Follow-up post to some Reflections on modifying the Nutch crawler.

The current implementation of Our Crawler (OC) has the following limitations:

  1. No support for distributed crawling.
    I neglected to mention that by building the fetchlist offline, the Nutch Crawler (NC) has an easier job splitting the crawling amongst different crawl servers. Furthermore, because the database of fetched URLs (WebDB) is also modified offline, its real easy to check if a URL has already been fetched.

    Since both fetchlist building and fetched URL DB is modified online in OC, the multiple crawl server scenario complicates things somewhat.
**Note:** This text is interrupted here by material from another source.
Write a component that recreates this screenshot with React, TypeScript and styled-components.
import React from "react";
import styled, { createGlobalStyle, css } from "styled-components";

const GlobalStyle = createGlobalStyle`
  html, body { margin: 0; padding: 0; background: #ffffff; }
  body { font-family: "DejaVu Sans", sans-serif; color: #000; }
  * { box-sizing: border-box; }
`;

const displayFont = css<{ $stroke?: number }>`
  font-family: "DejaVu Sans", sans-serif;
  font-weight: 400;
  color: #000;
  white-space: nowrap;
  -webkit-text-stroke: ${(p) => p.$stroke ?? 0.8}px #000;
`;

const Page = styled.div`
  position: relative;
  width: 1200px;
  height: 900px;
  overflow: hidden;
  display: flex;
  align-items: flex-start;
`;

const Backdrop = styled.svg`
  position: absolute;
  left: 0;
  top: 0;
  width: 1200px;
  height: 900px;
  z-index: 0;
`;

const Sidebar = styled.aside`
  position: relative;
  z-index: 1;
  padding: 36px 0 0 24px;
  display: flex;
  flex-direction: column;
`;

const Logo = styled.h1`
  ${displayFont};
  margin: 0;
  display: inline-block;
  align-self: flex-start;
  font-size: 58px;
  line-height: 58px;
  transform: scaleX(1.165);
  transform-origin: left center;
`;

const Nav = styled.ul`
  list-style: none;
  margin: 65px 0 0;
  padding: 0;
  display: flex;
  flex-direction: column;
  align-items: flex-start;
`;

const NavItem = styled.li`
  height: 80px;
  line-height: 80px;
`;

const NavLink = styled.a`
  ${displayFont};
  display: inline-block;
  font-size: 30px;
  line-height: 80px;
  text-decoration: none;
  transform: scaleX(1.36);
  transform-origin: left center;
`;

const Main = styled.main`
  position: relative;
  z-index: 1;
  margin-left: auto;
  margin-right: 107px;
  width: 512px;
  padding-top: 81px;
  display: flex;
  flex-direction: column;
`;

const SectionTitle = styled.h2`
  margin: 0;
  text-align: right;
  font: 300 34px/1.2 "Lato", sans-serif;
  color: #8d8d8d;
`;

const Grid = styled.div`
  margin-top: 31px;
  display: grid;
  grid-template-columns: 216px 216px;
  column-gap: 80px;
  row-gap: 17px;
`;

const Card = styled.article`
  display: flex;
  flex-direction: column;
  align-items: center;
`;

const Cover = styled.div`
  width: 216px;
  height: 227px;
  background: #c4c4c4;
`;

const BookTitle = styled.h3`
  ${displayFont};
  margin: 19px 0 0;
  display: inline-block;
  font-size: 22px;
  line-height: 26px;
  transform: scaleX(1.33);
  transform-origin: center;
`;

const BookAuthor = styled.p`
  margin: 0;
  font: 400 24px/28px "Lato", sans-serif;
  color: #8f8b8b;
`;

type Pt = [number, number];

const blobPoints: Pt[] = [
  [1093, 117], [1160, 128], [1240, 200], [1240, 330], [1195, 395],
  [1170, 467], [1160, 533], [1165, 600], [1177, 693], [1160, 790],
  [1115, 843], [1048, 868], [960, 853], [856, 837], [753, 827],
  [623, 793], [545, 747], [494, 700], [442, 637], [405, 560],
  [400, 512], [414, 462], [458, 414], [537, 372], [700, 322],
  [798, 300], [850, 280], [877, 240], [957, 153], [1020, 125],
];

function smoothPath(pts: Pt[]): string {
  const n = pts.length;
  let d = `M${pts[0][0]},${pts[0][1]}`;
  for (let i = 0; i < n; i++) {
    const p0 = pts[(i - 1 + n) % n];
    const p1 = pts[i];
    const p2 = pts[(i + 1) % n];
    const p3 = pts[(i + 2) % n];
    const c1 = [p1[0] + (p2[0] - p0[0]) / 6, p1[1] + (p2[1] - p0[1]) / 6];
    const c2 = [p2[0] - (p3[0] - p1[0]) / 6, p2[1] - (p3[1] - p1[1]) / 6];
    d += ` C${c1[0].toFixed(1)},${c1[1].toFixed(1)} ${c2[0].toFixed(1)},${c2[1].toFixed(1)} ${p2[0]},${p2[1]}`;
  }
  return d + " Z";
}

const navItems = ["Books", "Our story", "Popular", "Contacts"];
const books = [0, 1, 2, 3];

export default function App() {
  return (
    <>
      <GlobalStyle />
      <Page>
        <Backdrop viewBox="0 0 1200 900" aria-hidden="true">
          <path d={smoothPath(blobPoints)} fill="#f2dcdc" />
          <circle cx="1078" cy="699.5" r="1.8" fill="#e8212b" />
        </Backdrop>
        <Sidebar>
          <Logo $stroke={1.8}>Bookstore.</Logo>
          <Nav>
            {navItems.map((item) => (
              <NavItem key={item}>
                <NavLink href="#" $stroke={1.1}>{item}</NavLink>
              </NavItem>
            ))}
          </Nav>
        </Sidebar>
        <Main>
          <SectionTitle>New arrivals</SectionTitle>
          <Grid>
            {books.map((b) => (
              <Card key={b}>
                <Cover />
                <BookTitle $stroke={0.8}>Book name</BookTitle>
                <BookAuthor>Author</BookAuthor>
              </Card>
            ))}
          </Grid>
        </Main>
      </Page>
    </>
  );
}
My justification to omit this in the initial phase at least, is that for most constrained crawls, a single crawl server (with multiple threads) is the most probable use case, and also most likely sufficient.
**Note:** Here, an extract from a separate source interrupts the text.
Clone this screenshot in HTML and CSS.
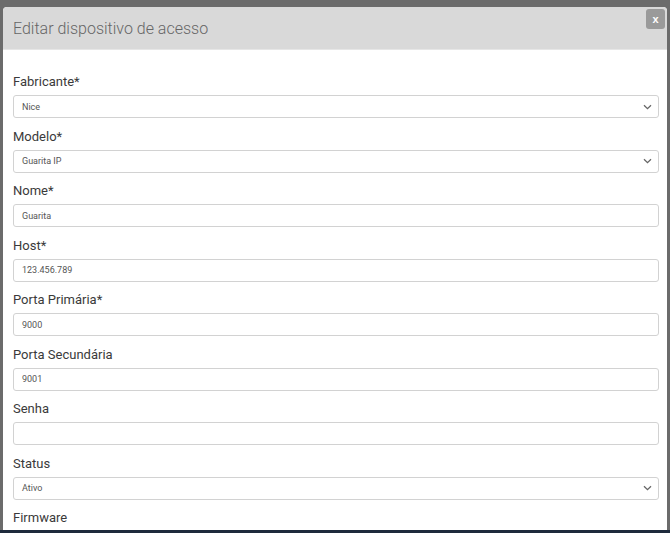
FILE: index.html
```html
<!DOCTYPE html>
<html lang="pt-BR">
<head>
<meta charset="utf-8">
<title>Editar dispositivo de acesso</title>
<link rel="stylesheet" href="styles.css">
</head>
<body>
<div class="screen">
  <div class="modal">
    <div class="modal-header">
      <h1 class="modal-title">Editar dispositivo de acesso</h1>
      <button class="close-btn" type="button">x</button>
    </div>
    <div class="modal-body">
      <div class="field">
        <label class="label">Fabricante*</label>
        <div class="control select"><span>Nice</span><svg class="chev" width="9" height="6" viewBox="0 0 9 6"><path d="M1 1.2l3.5 3.5 3.5-3.5" fill="none" stroke="#666" stroke-width="1.3"/></svg></div>
      </div>
      <div class="field">
        <label class="label">Modelo*</label>
        <div class="control select"><span>Guarita IP</span><svg class="chev" width="9" height="6" viewBox="0 0 9 6"><path d="M1 1.2l3.5 3.5 3.5-3.5" fill="none" stroke="#666" stroke-width="1.3"/></svg></div>
      </div>
      <div class="field">
        <label class="label">Nome*</label>
        <div class="control"><span>Guarita</span></div>
      </div>
      <div class="field">
        <label class="label">Host*</label>
        <div class="control"><span>123.456.789</span></div>
      </div>
      <div class="field">
        <label class="label">Porta Primária*</label>
        <div class="control"><span>9000</span></div>
      </div>
      <div class="field">
        <label class="label">Porta Secundária</label>
        <div class="control"><span>9001</span></div>
      </div>
      <div class="field">
        <label class="label">Senha</label>
        <div class="control"><span></span></div>
      </div>
      <div class="field">
        <label class="label">Status</label>
        <div class="control select"><span>Ativo</span><svg class="chev" width="9" height="6" viewBox="0 0 9 6"><path d="M1 1.2l3.5 3.5 3.5-3.5" fill="none" stroke="#666" stroke-width="1.3"/></svg></div>
      </div>
      <div class="field">
        <label class="label">Firmware</label>
        <div class="control"><span></span></div>
      </div>
    </div>
  </div>
  <div class="taskbar"></div>
</div>
</body>
</html>
```

FILE: styles.css
```css
html, body {
  margin: 0;
  padding: 0;
  height: 533px;
  overflow: hidden;
}
body {
  background: #6b6b6b;
  font-family: Roboto, "Liberation Sans", Arial, sans-serif;
}
.screen {
  position: relative;
  height: 533px;
  padding: 7px 3px 0 3px;
  box-sizing: border-box;
  overflow: hidden;
}
.modal {
  background: #ffffff;
  border-radius: 4px 4px 0 0;
  overflow: hidden;
  height: 540px;
}
.modal-header {
  background: #d9d9d9;
  height: 43px;
  display: flex;
  align-items: center;
  justify-content: space-between;
  padding: 0 2px 0 10px;
  box-sizing: border-box;
  border-bottom: 1px solid #e6e6e6;
}
.modal-title {
  margin: 0;
  font-size: 16px;
  font-weight: 300;
  color: #666666;
}
.close-btn {
  align-self: flex-start;
  margin-top: 2px;
  width: 19px;
  height: 20px;
  border: none;
  border-radius: 3px;
  background: #9a9a9a;
  color: #ffffff;
  font-family: "Liberation Sans", Arial, sans-serif;
  font-weight: bold;
  font-size: 11px;
  line-height: 18px;
  padding: 0;
  text-align: center;
}
.modal-body {
  padding: 23px 8px 0 10px;
}
.field {
  margin-bottom: 9.5px;
}
.label {
  display: block;
  font-size: 13px;
  line-height: 18px;
  color: #3a3a3a;
  margin-bottom: 4px;
}
.control {
  height: 23px;
  border: 1px solid #d2d2d2;
  border-radius: 3px;
  box-sizing: border-box;
  display: flex;
  align-items: center;
  justify-content: space-between;
  padding: 0 4px 0 8px;
  font-size: 9px;
  color: #555555;
}
.chev {
  margin-right: 2px;
}
.taskbar {
  position: absolute;
  left: 0;
  right: 0;
  bottom: 0;
  height: 3px;
  background: #1e2a3c;
}
```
  2. No load-balancing of URLs amongst threads.
    Currently URL distribution is excessively simple (url.getHost().hashCode() % numberOfThreads), and the only guarantee the Fetcher makes, is that every URL from the same host will go to the same thread (an important guarantee, since each fetcherthread maintains its own fetchlist and database of fetched URLs). This also means that its pointless using 20 threads to crawl 3 hosts (check out the previous post if you're not clear why)

    However, when some hosts are significantly larger than others, then its highly probable that the number of pages each thread has to fetch is uneven, resulting in sub-optimal fetch times. This calls for a more sophisticacted method of assigning URLs to threads, but still maintaining the thread-host contract.

  3. No bot-trap detection.
    With NC, since the depth of the crawl (determined by the number of iterations the fetcher is run) is limited, bot-traps (intentional or otherwise) aren't a major concern.

    When letting OC loose on a site, however, bot-traps can be a big problem because OC will continue to run as long as there are still items in the fetchlist.

  4. Disk writes in multiple threads may nullify SequenceFile performance gains
    Each thread maintains its own database of fetched URLs (via a MapFile). When using alot of threads, its quite likely that multiple threads will be writing to disk at once. To be honest, I don't quite know enough about this to know if its a problem, but depending on hardware and HD utilization, I think its possible that the disk heads may end up jumping around to satisfy the simultaneous writes? If so, SequenceFile's premise of fast sequential write-access is no longer valid.

These are what I can think off right now. Will update this list as I go along.